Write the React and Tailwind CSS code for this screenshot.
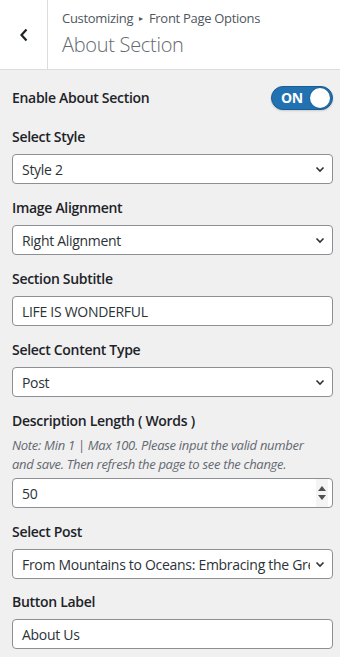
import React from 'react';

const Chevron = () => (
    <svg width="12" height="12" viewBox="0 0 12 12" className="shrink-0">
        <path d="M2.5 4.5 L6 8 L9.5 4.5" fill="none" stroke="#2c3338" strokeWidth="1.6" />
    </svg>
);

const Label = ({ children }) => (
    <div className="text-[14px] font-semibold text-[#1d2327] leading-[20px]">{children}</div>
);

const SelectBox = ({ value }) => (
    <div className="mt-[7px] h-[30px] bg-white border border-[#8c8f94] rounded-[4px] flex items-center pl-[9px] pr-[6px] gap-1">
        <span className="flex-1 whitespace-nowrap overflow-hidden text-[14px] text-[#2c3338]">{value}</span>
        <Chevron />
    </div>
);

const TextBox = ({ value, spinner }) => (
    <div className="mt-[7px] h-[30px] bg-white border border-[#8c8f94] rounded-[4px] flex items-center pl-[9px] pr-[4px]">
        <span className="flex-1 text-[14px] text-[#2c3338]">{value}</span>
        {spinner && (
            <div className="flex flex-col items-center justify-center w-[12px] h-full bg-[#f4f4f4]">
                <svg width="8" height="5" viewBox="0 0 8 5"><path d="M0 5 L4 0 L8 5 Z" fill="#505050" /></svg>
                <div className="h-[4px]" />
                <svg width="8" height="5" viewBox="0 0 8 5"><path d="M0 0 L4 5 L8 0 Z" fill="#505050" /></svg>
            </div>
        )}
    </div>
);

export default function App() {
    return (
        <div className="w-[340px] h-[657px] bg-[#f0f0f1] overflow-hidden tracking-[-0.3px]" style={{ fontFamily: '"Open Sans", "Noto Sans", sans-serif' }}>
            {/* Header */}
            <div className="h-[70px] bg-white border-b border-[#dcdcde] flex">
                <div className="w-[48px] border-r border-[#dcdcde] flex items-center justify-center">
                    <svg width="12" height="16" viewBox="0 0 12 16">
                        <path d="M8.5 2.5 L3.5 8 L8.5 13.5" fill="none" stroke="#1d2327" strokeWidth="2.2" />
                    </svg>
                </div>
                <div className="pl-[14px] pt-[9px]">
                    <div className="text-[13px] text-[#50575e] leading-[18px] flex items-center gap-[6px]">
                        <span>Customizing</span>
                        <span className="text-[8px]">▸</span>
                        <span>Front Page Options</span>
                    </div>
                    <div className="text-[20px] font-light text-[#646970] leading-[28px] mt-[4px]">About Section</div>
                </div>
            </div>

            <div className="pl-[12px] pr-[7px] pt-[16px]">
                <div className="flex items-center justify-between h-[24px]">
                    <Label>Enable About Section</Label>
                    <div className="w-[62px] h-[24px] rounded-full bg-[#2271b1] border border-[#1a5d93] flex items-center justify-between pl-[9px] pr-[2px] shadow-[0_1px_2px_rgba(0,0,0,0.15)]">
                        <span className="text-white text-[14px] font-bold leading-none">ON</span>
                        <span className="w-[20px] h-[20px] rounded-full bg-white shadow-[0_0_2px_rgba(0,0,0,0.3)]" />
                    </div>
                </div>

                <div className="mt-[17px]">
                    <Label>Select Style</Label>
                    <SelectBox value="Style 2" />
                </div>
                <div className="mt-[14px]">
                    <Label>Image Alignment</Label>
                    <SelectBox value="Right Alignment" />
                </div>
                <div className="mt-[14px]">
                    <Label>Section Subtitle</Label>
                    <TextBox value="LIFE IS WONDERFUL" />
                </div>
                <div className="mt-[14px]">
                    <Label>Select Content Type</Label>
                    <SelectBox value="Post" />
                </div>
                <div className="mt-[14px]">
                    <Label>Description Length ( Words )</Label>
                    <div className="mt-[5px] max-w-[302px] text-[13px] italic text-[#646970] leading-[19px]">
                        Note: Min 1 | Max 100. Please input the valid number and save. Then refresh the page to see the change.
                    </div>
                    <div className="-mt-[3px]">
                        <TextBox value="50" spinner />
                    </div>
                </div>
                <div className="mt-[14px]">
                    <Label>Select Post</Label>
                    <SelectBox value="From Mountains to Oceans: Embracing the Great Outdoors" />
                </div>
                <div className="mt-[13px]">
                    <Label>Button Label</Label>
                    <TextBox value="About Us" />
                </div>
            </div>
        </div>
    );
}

□ □ □ □

Task to carry out:
Please set down each line of the data above exactly as written, without the pictures.

Response to the task:
Write the React and Tailwind CSS code for this screenshot.
import React from 'react';

const Chevron = () => (
    <svg width="12" height="12" viewBox="0 0 12 12" className="shrink-0">
        <path d="M2.5 4.5 L6 8 L9.5 4.5" fill="none" stroke="#2c3338" strokeWidth="1.6" />
    </svg>
);

const Label = ({ children }) => (
    <div className="text-[14px] font-semibold text-[#1d2327] leading-[20px]">{children}</div>
);

const SelectBox = ({ value }) => (
    <div className="mt-[7px] h-[30px] bg-white border border-[#8c8f94] rounded-[4px] flex items-center pl-[9px] pr-[6px] gap-1">
        <span className="flex-1 whitespace-nowrap overflow-hidden text-[14px] text-[#2c3338]">{value}</span>
        <Chevron />
    </div>
);

const TextBox = ({ value, spinner }) => (
    <div className="mt-[7px] h-[30px] bg-white border border-[#8c8f94] rounded-[4px] flex items-center pl-[9px] pr-[4px]">
        <span className="flex-1 text-[14px] text-[#2c3338]">{value}</span>
        {spinner && (
            <div className="flex flex-col items-center justify-center w-[12px] h-full bg-[#f4f4f4]">
                <svg width="8" height="5" viewBox="0 0 8 5"><path d="M0 5 L4 0 L8 5 Z" fill="#505050" /></svg>
                <div className="h-[4px]" />
                <svg width="8" height="5" viewBox="0 0 8 5"><path d="M0 0 L4 5 L8 0 Z" fill="#505050" /></svg>
            </div>
        )}
    </div>
);

export default function App() {
    return (
        <div className="w-[340px] h-[657px] bg-[#f0f0f1] overflow-hidden tracking-[-0.3px]" style={{ fontFamily: '"Open Sans", "Noto Sans", sans-serif' }}>
            {/* Header */}
            <div className="h-[70px] bg-white border-b border-[#dcdcde] flex">
                <div className="w-[48px] border-r border-[#dcdcde] flex items-center justify-center">
                    <svg width="12" height="16" viewBox="0 0 12 16">
                        <path d="M8.5 2.5 L3.5 8 L8.5 13.5" fill="none" stroke="#1d2327" strokeWidth="2.2" />
                    </svg>
                </div>
                <div className="pl-[14px] pt-[9px]">
                    <div className="text-[13px] text-[#50575e] leading-[18px] flex items-center gap-[6px]">
                        <span>Customizing</span>
                        <span className="text-[8px]">▸</span>
                        <span>Front Page Options</span>
                    </div>
                    <div className="text-[20px] font-light text-[#646970] leading-[28px] mt-[4px]">About Section</div>
                </div>
            </div>

            <div className="pl-[12px] pr-[7px] pt-[16px]">
                <div className="flex items-center justify-between h-[24px]">
                    <Label>Enable About Section</Label>
                    <div className="w-[62px] h-[24px] rounded-full bg-[#2271b1] border border-[#1a5d93] flex items-center justify-between pl-[9px] pr-[2px] shadow-[0_1px_2px_rgba(0,0,0,0.15)]">
                        <span className="text-white text-[14px] font-bold leading-none">ON</span>
                        <span className="w-[20px] h-[20px] rounded-full bg-white shadow-[0_0_2px_rgba(0,0,0,0.3)]" />
                    </div>
                </div>

                <div className="mt-[17px]">
                    <Label>Select Style</Label>
                    <SelectBox value="Style 2" />
                </div>
                <div className="mt-[14px]">
                    <Label>Image Alignment</Label>
                    <SelectBox value="Right Alignment" />
                </div>
                <div className="mt-[14px]">
                    <Label>Section Subtitle</Label>
                    <TextBox value="LIFE IS WONDERFUL" />
                </div>
                <div className="mt-[14px]">
                    <Label>Select Content Type</Label>
                    <SelectBox value="Post" />
                </div>
                <div className="mt-[14px]">
                    <Label>Description Length ( Words )</Label>
                    <div className="mt-[5px] max-w-[302px] text-[13px] italic text-[#646970] leading-[19px]">
                        Note: Min 1 | Max 100. Please input the valid number and save. Then refresh the page to see the change.
                    </div>
                    <div className="-mt-[3px]">
                        <TextBox value="50" spinner />
                    </div>
                </div>
                <div className="mt-[14px]">
                    <Label>Select Post</Label>
                    <SelectBox value="From Mountains to Oceans: Embracing the Great Outdoors" />
                </div>
                <div className="mt-[13px]">
                    <Label>Button Label</Label>
                    <TextBox value="About Us" />
                </div>
            </div>
        </div>
    );
}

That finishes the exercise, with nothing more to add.